Design Systems

States & Variants

Every interactive component has required states that must be explicitly designed. Missing states create broken experiences.

#states#variants#hover#focus#disabled#loading#error#success#active

What is it?

States and variants are the different visual representations of a component based on its current condition or context. States are dynamic (hover, focus, loading, disabled — they change during use). Variants are static alternatives (primary/secondary, size small/medium/large — they are chosen at design time). Every component that can change must have all its states explicitly designed.

Why it matters

Missing states cause broken-feeling products. A button with no hover state feels static and unresponsive. An input with no error state provides no feedback on failure. A disabled button with no disabled styling looks like a broken regular button. States are not optional — they are part of the component specification.

Best Practices

  • Every interactive component must have: default, hover, focus, active, disabled states.
  • Form inputs must have: empty, focused, filled, error, success, disabled states.
  • Async components (buttons that trigger requests) must have a loading state.
  • Focus state must be visible — never remove outline without replacing with an equivalent visible indicator.
  • Disabled states: slightly reduced opacity + not-allowed cursor. Never remove disabled styling to "simplify" the design.
  • Error states: red border + error icon + error message below.
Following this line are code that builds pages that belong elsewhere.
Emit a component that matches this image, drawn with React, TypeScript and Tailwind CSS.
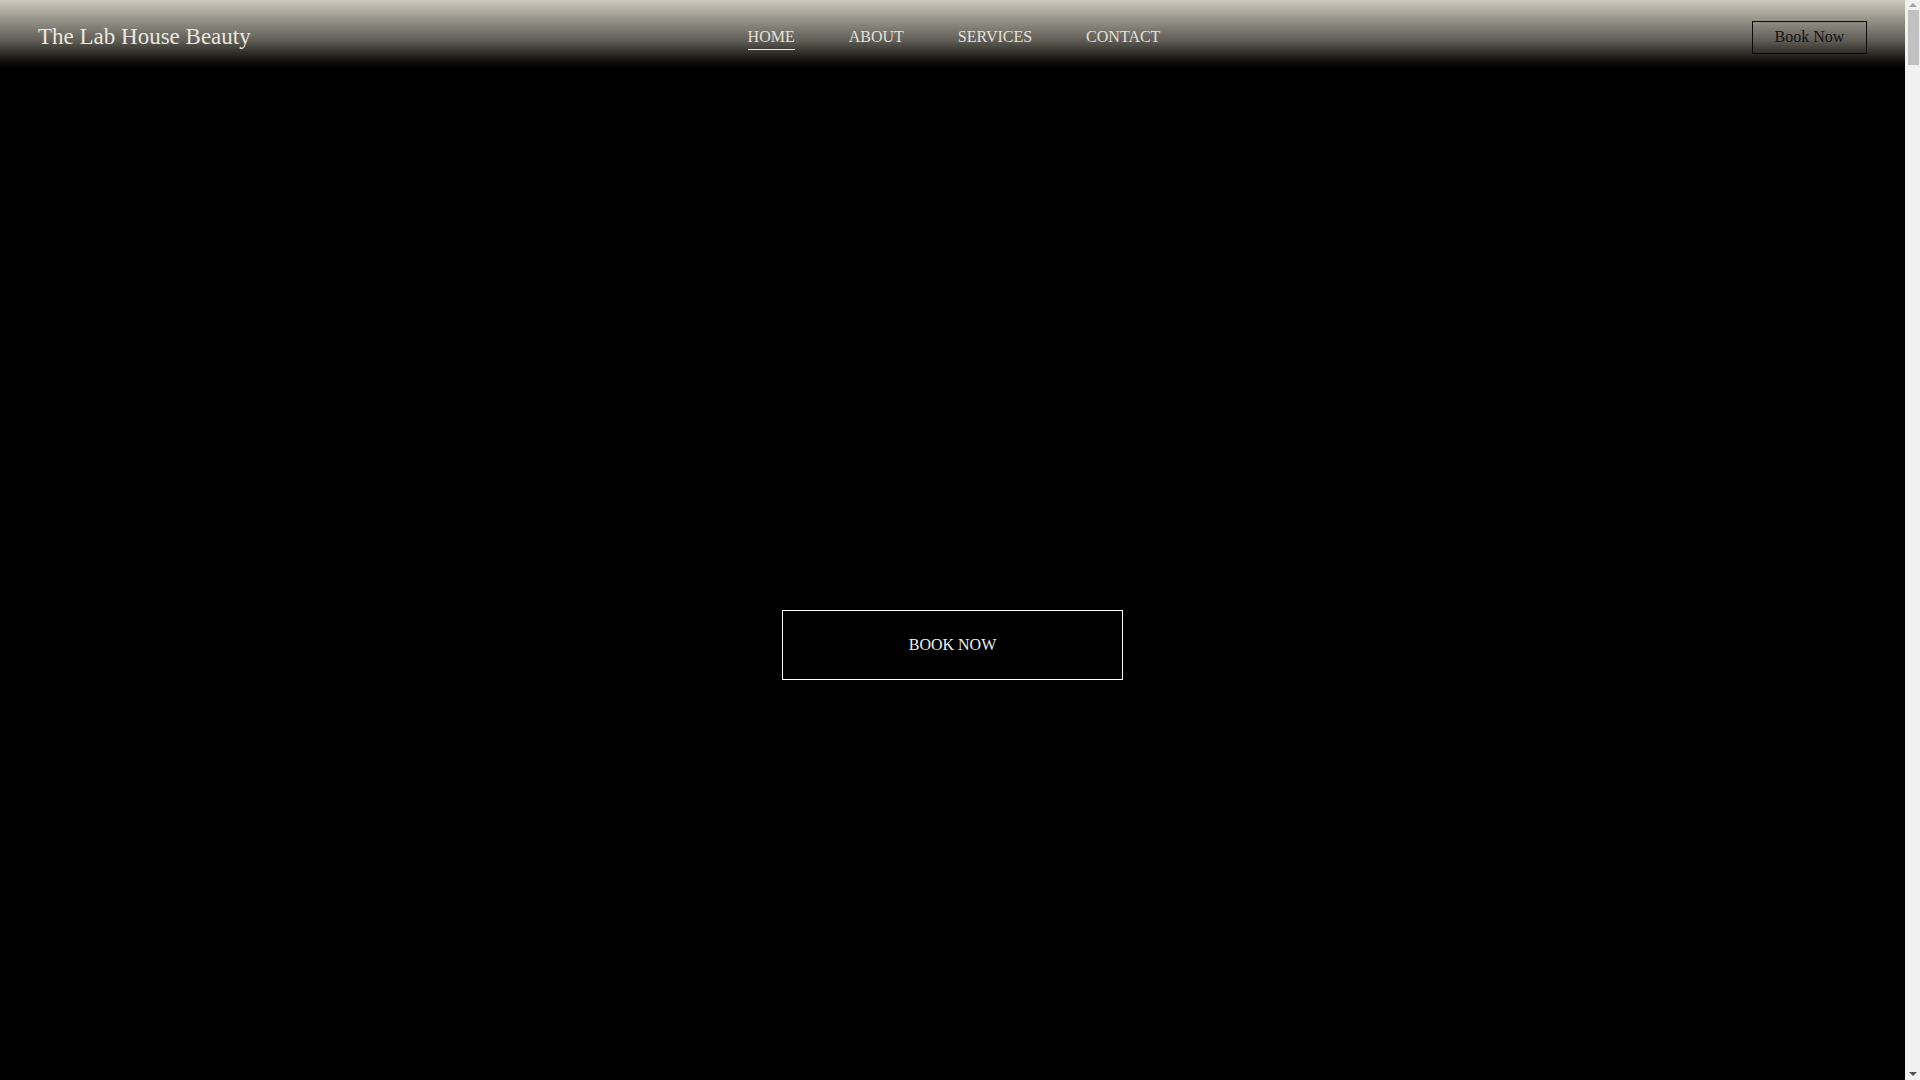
import React from 'react'

const navLinks = ['Home', 'About', 'Services', 'Contact']

function Header() {
  return (
    <header className="grid h-[74px] grid-cols-[1fr_auto_1fr] items-center bg-gradient-to-b from-[#cdc9bd] via-[#5f5d56] via-55% to-black px-[38px]">
      <div className="text-[23px] leading-[28px] text-[#ebe7df]">The Lab House Beauty</div>
      <nav className="ml-[3px] flex items-center gap-[54px]">
        {navLinks.map((link, i) => (
          <a
            key={link}
            href="#"
            className={`pt-[3px] pb-[2px] text-[16px] uppercase leading-[20px] text-[#e4e1d9] ${
              i === 0 ? 'border-b border-[#ebe7df]' : 'border-b border-transparent'
            }`}
          >
            {link}
          </a>
        ))}
      </nav>
      <div className="flex justify-end">
        <button className="h-[33px] w-[115px] border border-[#0a0a0a] text-[16px] leading-[20px] text-[#141412]">
          Book Now
        </button>
      </div>
    </header>
  )
}

// stand-in for the browser's scrollbar seen in the picture
function Scrollbar() {
  return (
    <div className="flex h-full w-[15px] shrink-0 flex-col items-center bg-[#f1f1f1]">
      <div className="mt-[3px] h-0 w-0 border-x-[4px] border-b-[4px] border-x-transparent border-b-[#a3a3a3]" />
      <div className="mt-[3px] ml-[1px] h-[55px] w-[11px] bg-[#c1c1c1]" />
      <div className="flex-1" />
      <div className="mb-[4px] h-0 w-0 border-x-[4px] border-t-[4px] border-x-transparent border-t-[#505050]" />
    </div>
  )
}

export default function App() {
  return (
    <div className="flex h-screen overflow-hidden bg-black font-['Liberation_Serif',_'Times_New_Roman',_serif]">
      <main className="min-w-0 flex-1">
        <Header />
        <section className="flex justify-center pt-[536px]">
          <button className="h-[70px] w-[341px] border border-white text-[16px] uppercase text-[#f0f0f0]">
            Book Now
          </button>
        </section>
      </main>
      <Scrollbar />
    </div>
  )
}
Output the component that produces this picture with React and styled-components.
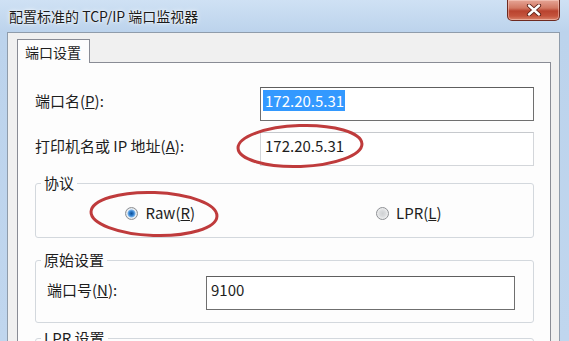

All three elements together.
  • Loading state: spinner inside the button, text changes to "Saving..." or "Loading..."
  • Success state: checkmark + success color. Brief (auto-dismisses after 2 seconds).
  • Skeleton states for content components (cards, lists) that load asynchronously.
  • Empty states for list/collection components when there is no data.

Common Mistakes

  • Missing focus states — inaccessible and a common CSS reset issue.
  • No loading state on buttons that trigger async operations.
  • No disabled styling — disabled buttons look like broken buttons.
  • Error state that only changes text color — insufficient for colorblind users.
  • Hover states that are too subtle — users can't tell they've hovered.
  • No skeleton states — blank loading areas feel broken.
  • Designing only the default state and leaving states to developer interpretation.

Checklist

Research & Theory

WCAG 2.4.11 — Focus Appearance (Level AA)

WCAG 2.2 introduced a requirement for focus indicators to meet minimum size and contrast requirements — not just to exist.

Why it's relevant

Focus states are a legal accessibility requirement, not just a best practice. Design them to be visible and to pass WCAG 2.2 AA.

Real-World Examples

Figma

Figma's own components in their UI are the best reference for state design. Every button, input, and interactive element has all states implemented and visible.

Linear

Every interactive element in Linear has a clear hover, focus, and active state. The design system is consistent enough that new developers can intuit the pattern.

GitHub

GitHub's Primer system documents all states for every component. Focus states are highly visible (blue ring). Disabled states are clear. Loading states use skeleton screens.